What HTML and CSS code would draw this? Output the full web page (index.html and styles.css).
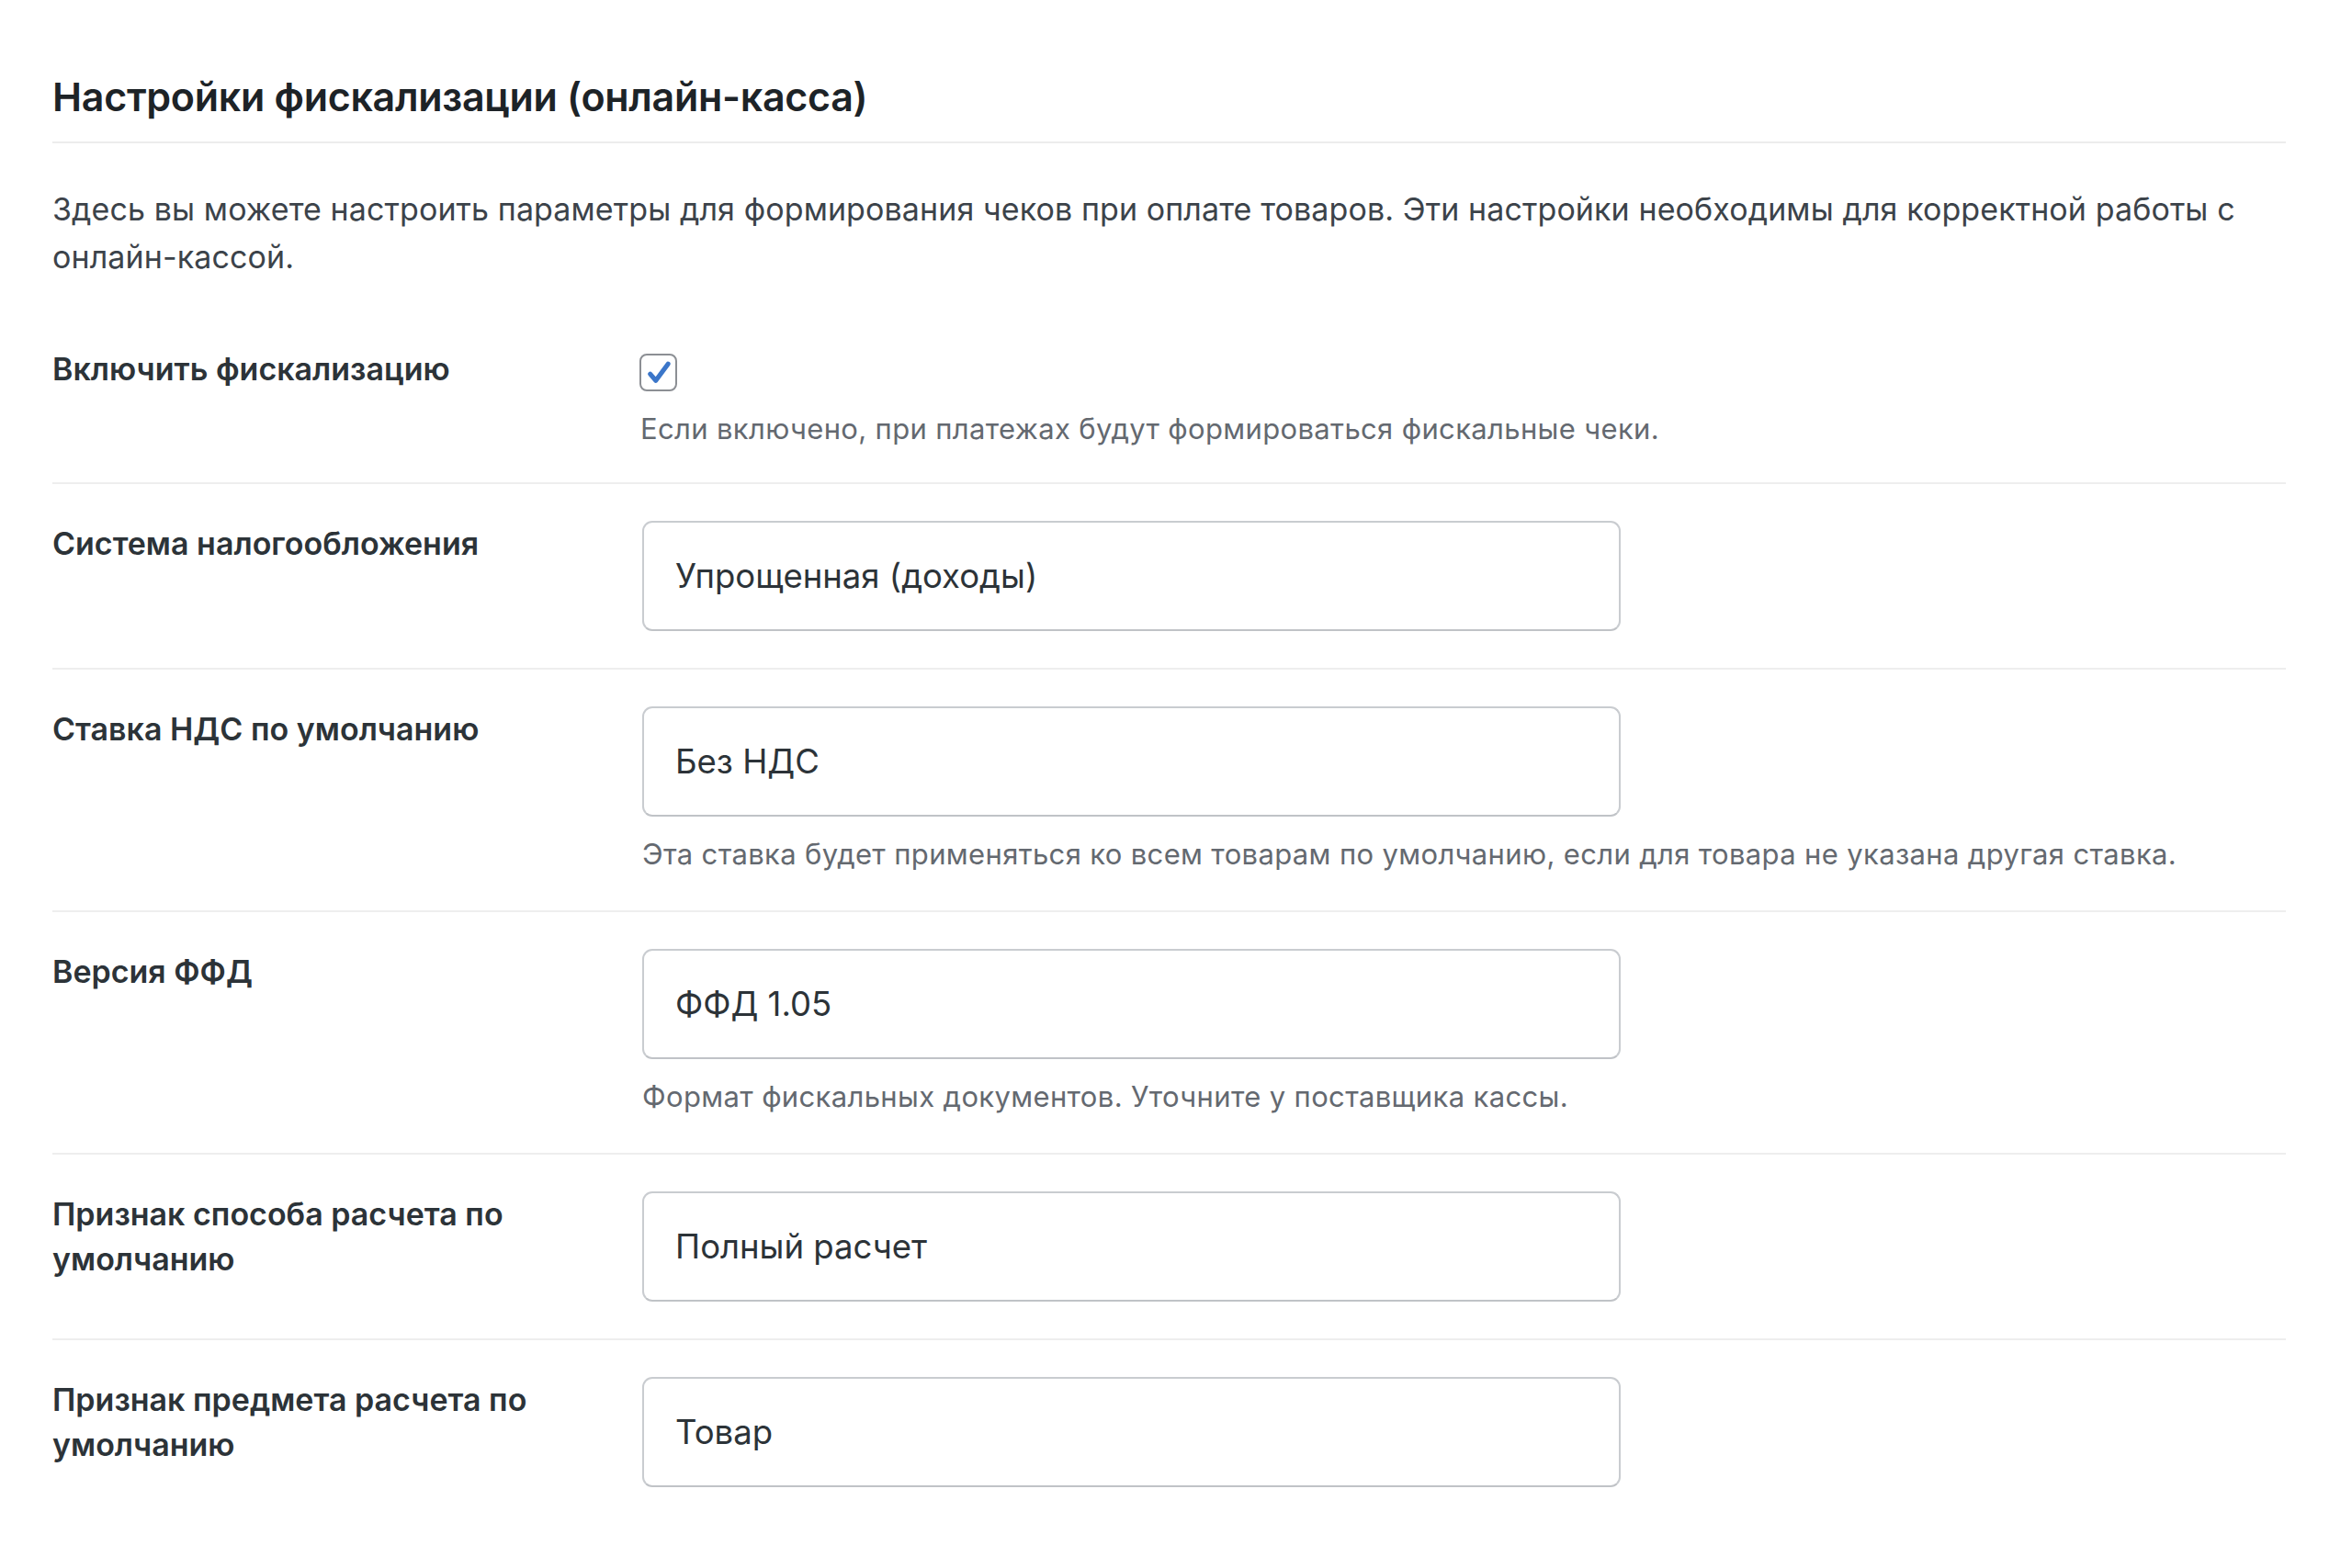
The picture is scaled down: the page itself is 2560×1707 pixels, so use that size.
FILE: index.html
```html
<!DOCTYPE html>
<html lang="ru">
<head>
<meta charset="utf-8">
<title>Настройки фискализации</title>
<link rel="stylesheet" href="styles.css">
</head>
<body>
<div class="wrap">
  <h2 class="title">Настройки фискализации (онлайн-касса)</h2>
  <p class="intro">Здесь вы можете настроить параметры для формирования чеков при оплате товаров. Эти настройки необходимы для корректной работы с <span class="nowrap">онлайн-кассой.</span></p>

  <div class="form">
    <div class="row row-first">
      <div class="label">Включить фискализацию</div>
      <div class="field">
        <span class="checkbox">
          <svg viewBox="0 0 24 24" width="32" height="32"><path d="M5 12.8 L9.6 18.2 L19.6 4.6" fill="none" stroke="#3b76c9" stroke-width="3.8" stroke-linecap="round" stroke-linejoin="round"/></svg>
        </span>
        <p class="hint hint-check">Если включено, при платежах будут формироваться фискальные чеки.</p>
      </div>
    </div>

    <div class="row">
      <div class="label">Система налогообложения</div>
      <div class="field">
        <div class="select">Упрощенная (доходы)</div>
      </div>
    </div>

    <div class="row">
      <div class="label">Ставка НДС по умолчанию</div>
      <div class="field">
        <div class="select">Без НДС</div>
        <p class="hint">Эта ставка будет применяться ко всем товарам по умолчанию, если для товара не указана другая ставка.</p>
      </div>
    </div>

    <div class="row">
      <div class="label">Версия ФФД</div>
      <div class="field">
        <div class="select">ФФД 1.05</div>
        <p class="hint">Формат фискальных документов. Уточните у поставщика кассы.</p>
      </div>
    </div>

    <div class="row">
      <div class="label">Признак способа расчета по умолчанию</div>
      <div class="field">
        <div class="select">Полный расчет</div>
      </div>
    </div>

    <div class="row row-last">
      <div class="label">Признак предмета расчета по умолчанию</div>
      <div class="field">
        <div class="select">Товар</div>
      </div>
    </div>
  </div>
</div>
</body>
</html>
```

FILE: styles.css
```css
html, body {
  margin: 0;
  padding: 0;
  background: #ffffff;
}

body {
  font-family: "Inter", "Noto Sans", sans-serif;
  color: #2c3338;
}

.wrap {
  padding: 0 72px 0 57px;
}

.title {
  margin: 0;
  padding-top: 76px;
  padding-bottom: 20px;
  font-size: 43px;
  line-height: 58px;
  font-weight: 600;
  color: #1d2327;
  border-bottom: 2px solid #ececec;
  letter-spacing: -0.3px;
}

.intro {
  margin: 46px 0 0 0;
  font-size: 34px;
  line-height: 52px;
  color: #3c434a;
  letter-spacing: 0.1px;
}

.nowrap {
  white-space: nowrap;
}

.form {
  margin-top: 36px;
}

.row {
  display: flex;
  padding: 40px 0 40px 0;
  border-bottom: 2px solid #eeeeee;
}

.row-first {
  padding-top: 38px;
  padding-bottom: 36px;
}

.row-first .label {
  margin-top: -3px;
}

.row-last {
  border-bottom: none;
}

.label {
  width: 600px;
  flex: 0 0 600px;
  margin-right: 42px;
  font-size: 34px;
  line-height: 49px;
  font-weight: 600;
  color: #2c3338;
}

.field {
  flex: 1;
  display: flex;
  flex-direction: column;
  align-items: flex-start;
}

.checkbox {
  box-sizing: border-box;
  width: 41px;
  height: 41px;
  margin-top: 5px;
  margin-left: -3px;
  border: 2.5px solid #8c8f94;
  border-radius: 8px;
  background: #fff;
  display: flex;
  align-items: center;
  justify-content: center;
}

.select {
  box-sizing: border-box;
  width: 1065px;
  height: 120px;
  padding: 0 34px;
  border: 2px solid #c9ccd0;
  border-bottom-color: #c0c3c7;
  border-radius: 11px;
  background: #fff;
  display: flex;
  align-items: center;
  font-size: 36.5px;
  color: #2c3338;
}

.hint {
  margin: 20px 0 0 0;
  font-size: 31px;
  line-height: 42px;
  color: #646970;
  letter-spacing: 0.35px;
}

.hint-check {
  margin-top: 19px;
  margin-left: -2px;
  line-height: 44px;
}
```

[REQUIRED TASK]: Copy each line above that contains the word "page".

[EXERCISE ANSWER]:
What HTML and CSS code would draw this? Output the full web page (index.html and styles.css).
The picture is scaled down: the page itself is 2560×1707 pixels, so use that size.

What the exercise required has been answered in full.